Toplumsal adalet, barış ve huzurun sağlanması, dezavantajlı grupların hukuka olan güvenlerini yitirmemesi açısından nefret suçu faillerinin cezalandırılması gerektiğinin altını çizen Prof. Dr. Yasemin İnceoğlu, Nefret Suçları Yasa Kampanyası Platformu'nun 18 maddelik yasa taslağını hatırlattı.
Bu yasa taslağındaki "kasten öldürme", "kasten yaralama", "işkence", "eziyet", "cinsel saldırı", "çocukların istismarı", "cinsel taciz", "tehdit", "kişinin hürriyetinden yoksun bırakma", "inanç, düşünce ve kanaat hürriyetinin kullanılmasına engelleme", "konut dokunulmazlığının ihlali", "haksız arama", "yağma", "mal zarar verme", "ibadethane ve mezarlıklara zarar verilmesi", "genel güvenliğin kasten tehlikeye sokulması", "korku ve panik yaratmak için tehdit" maddelerine nefret saiki cümlesi eklenmiş ve ceza oranının ağırlaştırılması öngörülmüştü.

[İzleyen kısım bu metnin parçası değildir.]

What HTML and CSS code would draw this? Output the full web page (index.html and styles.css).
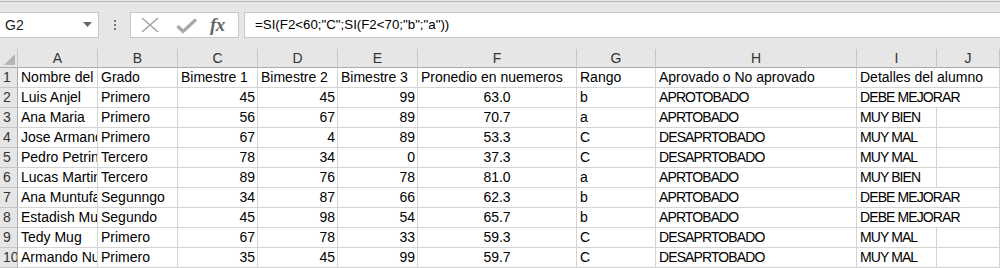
FILE: index.html
```html
<!DOCTYPE html>
<html>
<head>
<meta charset="utf-8">
<link rel="stylesheet" href="styles.css">
</head>
<body>
<div class="toolbar">
  <div class="namebox">
    <span class="nb-text">G2</span>
    <svg class="nb-arrow" width="9" height="5" viewBox="0 0 9 5"><polygon points="0,0 9,0 4.5,5" fill="#666"/></svg>
  </div>
  <div class="grip"><i></i><i></i><i></i></div>
  <div class="iconbox">
    <svg class="ic-x" width="18" height="16" viewBox="0 0 18 16"><path d="M1 1 L17 15 M17 1 L1 15" stroke="#a3a3a3" stroke-width="1.6" fill="none"/></svg>
    <svg class="ic-check" width="22" height="16" viewBox="0 0 22 16"><path d="M1.5 8 L7 13.5 L20 1.5" stroke="#a8a8a8" stroke-width="3.2" fill="none"/></svg>
    <span class="ic-fx">fx</span>
  </div>
  <div class="formula">=SI(F2&lt;60;"C";SI(F2&lt;70;"b";"a"))</div>
</div>
<div class="sheet">
  <div class="corner"><svg width="11" height="11" viewBox="0 0 11 11"><polygon points="11,0 11,11 0,11" fill="#b5b5b5"/></svg></div>
  <div class="ch">A</div><div class="ch">B</div><div class="ch">C</div><div class="ch">D</div><div class="ch">E</div><div class="ch">F</div><div class="ch">G</div><div class="ch">H</div><div class="ch">I</div><div class="ch">J</div>

  <div class="rh">1</div>
  <div class="c">Nombre del alumno</div><div class="c">Grado</div><div class="c">Bimestre 1</div><div class="c">Bimestre 2</div><div class="c">Bimestre 3</div><div class="c">Pronedio en nuemeros</div><div class="c">Rango</div><div class="c">Aprovado o No aprovado</div><div class="c span2">Detalles del alumno</div>

  <div class="rh">2</div>
  <div class="c">Luis Anjel</div><div class="c">Primero</div><div class="c n">45</div><div class="c n">45</div><div class="c n">99</div><div class="c m">63.0</div><div class="c">b</div><div class="c up">APROTOBADO</div><div class="c up span2">DEBE MEJORAR</div>

  <div class="rh">3</div>
  <div class="c">Ana Maria</div><div class="c">Primero</div><div class="c n">56</div><div class="c n">67</div><div class="c n">89</div><div class="c m">70.7</div><div class="c">a</div><div class="c up">APRTOBADO</div><div class="c up">MUY BIEN</div><div class="c"></div>

  <div class="rh">4</div>
  <div class="c">Jose Armando</div><div class="c">Primero</div><div class="c n">67</div><div class="c n">4</div><div class="c n">89</div><div class="c m">53.3</div><div class="c">C</div><div class="c up">DESAPRTOBADO</div><div class="c up">MUY MAL</div><div class="c"></div>

  <div class="rh">5</div>
  <div class="c">Pedro Petrino</div><div class="c">Tercero</div><div class="c n">78</div><div class="c n">34</div><div class="c n">0</div><div class="c m">37.3</div><div class="c">C</div><div class="c up">DESAPRTOBADO</div><div class="c up">MUY MAL</div><div class="c"></div>

  <div class="rh">6</div>
  <div class="c">Lucas Martinez</div><div class="c">Tercero</div><div class="c n">89</div><div class="c n">76</div><div class="c n">78</div><div class="c m">81.0</div><div class="c">a</div><div class="c up">APRTOBADO</div><div class="c up">MUY BIEN</div><div class="c"></div>

  <div class="rh">7</div>
  <div class="c">Ana Muntufar</div><div class="c">Segunngo</div><div class="c n">34</div><div class="c n">87</div><div class="c n">66</div><div class="c m">62.3</div><div class="c">b</div><div class="c up">APRTOBADO</div><div class="c up span2">DEBE MEJORAR</div>

  <div class="rh">8</div>
  <div class="c">Estadish Muxa</div><div class="c">Segundo</div><div class="c n">45</div><div class="c n">98</div><div class="c n">54</div><div class="c m">65.7</div><div class="c">b</div><div class="c up">APRTOBADO</div><div class="c up span2">DEBE MEJORAR</div>

  <div class="rh">9</div>
  <div class="c">Tedy Mug</div><div class="c">Primero</div><div class="c n">67</div><div class="c n">78</div><div class="c n">33</div><div class="c m">59.3</div><div class="c">C</div><div class="c up">DESAPRTOBADO</div><div class="c up">MUY MAL</div><div class="c"></div>

  <div class="rh">10</div>
  <div class="c">Armando Nuñez</div><div class="c">Primero</div><div class="c n">35</div><div class="c n">45</div><div class="c n">99</div><div class="c m">59.7</div><div class="c">C</div><div class="c up">DESAPRTOBADO</div><div class="c up">MUY MAL</div><div class="c"></div>
</div>
</body>
</html>
```

FILE: styles.css
```css
html, body {
  margin: 0;
  padding: 0;
  background: #e6e6e6;
  font-family: "Liberation Sans", Arial, sans-serif;
  overflow: hidden;
}
.toolbar {
  margin-top: 1px;
  border-top: 1px solid #b9b9b9;
  height: 46px;
  display: flex;
  align-items: flex-start;
  padding-top: 10px;
  box-sizing: border-box;
}
.namebox {
  width: 99px;
  height: 26px;
  box-sizing: border-box;
  background: #fff;
  border: 1px solid #c6c6c6;
  border-left: none;
  display: flex;
  align-items: center;
  justify-content: space-between;
  padding: 0 6px 0 5px;
  font-size: 14px;
  color: #222;
}
.nb-arrow { margin-top: -2px; }
.grip {
  width: 31px;
  height: 26px;
  display: flex;
  flex-direction: column;
  align-items: center;
  justify-content: center;
  gap: 2px;
}
.grip i {
  display: block;
  width: 2px;
  height: 2px;
  background: #777;
}
.iconbox {
  width: 109px;
  height: 26px;
  box-sizing: border-box;
  background: #fff;
  border: 1px solid #c6c6c6;
  display: flex;
  align-items: center;
  padding-left: 10px;
}
.ic-x { margin-right: 17px; }
.ic-check { margin-right: 12px; margin-top: 2px; }
.ic-fx {
  font-family: "Liberation Serif", "Times New Roman", serif;
  font-style: italic;
  font-weight: bold;
  font-size: 19px;
  color: #666;
  letter-spacing: -0.5px;
}
.formula {
  flex: 1;
  margin-left: 5px;
  height: 26px;
  box-sizing: border-box;
  background: #fff;
  border: 1px solid #c6c6c6;
  border-right: none;
  font-size: 13.3px;
  line-height: 24px;
  padding-left: 10px;
  color: #000;
  white-space: nowrap;
}
.sheet {
  margin-top: 2px;
  display: grid;
  grid-template-columns: 18px 80px 80px 80px 80px 80px 159px 79px 201px 80px 63px;
  grid-template-rows: 19px;
  grid-auto-rows: 20px;
}
.corner {
  background: #e6e6e6;
  border-right: 1px solid #c6c6c6;
  border-bottom: 1px solid #ababab;
  box-sizing: border-box;
  display: flex;
  align-items: flex-end;
  justify-content: flex-end;
  padding: 0 2px 2px 0;
}
.ch {
  background: #e6e6e6;
  border-right: 1px solid #c6c6c6;
  border-bottom: 1px solid #ababab;
  box-sizing: border-box;
  text-align: center;
  font-size: 14px;
  line-height: 18px;
  color: #333;
}
.rh {
  background: #e6e6e6;
  border-right: 1px solid #ababab;
  border-bottom: 1px solid #c6c6c6;
  box-sizing: border-box;
  font-size: 14px;
  line-height: 19px;
  color: #333;
  padding-left: 3px;
  white-space: nowrap;
  overflow: hidden;
}
.rh:last-child { padding-left: 1px; }
.c {
  background: #fff;
  border-right: 1px solid #d4d4d4;
  border-bottom: 1px solid #d4d4d4;
  box-sizing: border-box;
  font-size: 14px;
  line-height: 19px;
  color: #000;
  padding: 0 3px;
  white-space: nowrap;
  overflow: hidden;
}
.c.n { text-align: right; padding-right: 2px; }
.c.m { text-align: center; }
.c.up { letter-spacing: -0.9px; }
.c.span2 { grid-column: span 2; }
```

Yasaların tek başına yeterli olmadığına dikkat çeken Prof. Dr. İnceoğlu, "Yasanın yanı sıra içinde sivil inisiyatifi barındıran nefret suçlarını izleme birimi, verilerin toplanması, rapor tutma, mağdurların rehabilitasyonu, kolluk kuvvetleri vs. eğitimi de gerekmektedir. Ayrıca nefret suçlarıyla mücadelenin en etkili yolu etkili bir soruşturma ve kovuşturmadır" dedi.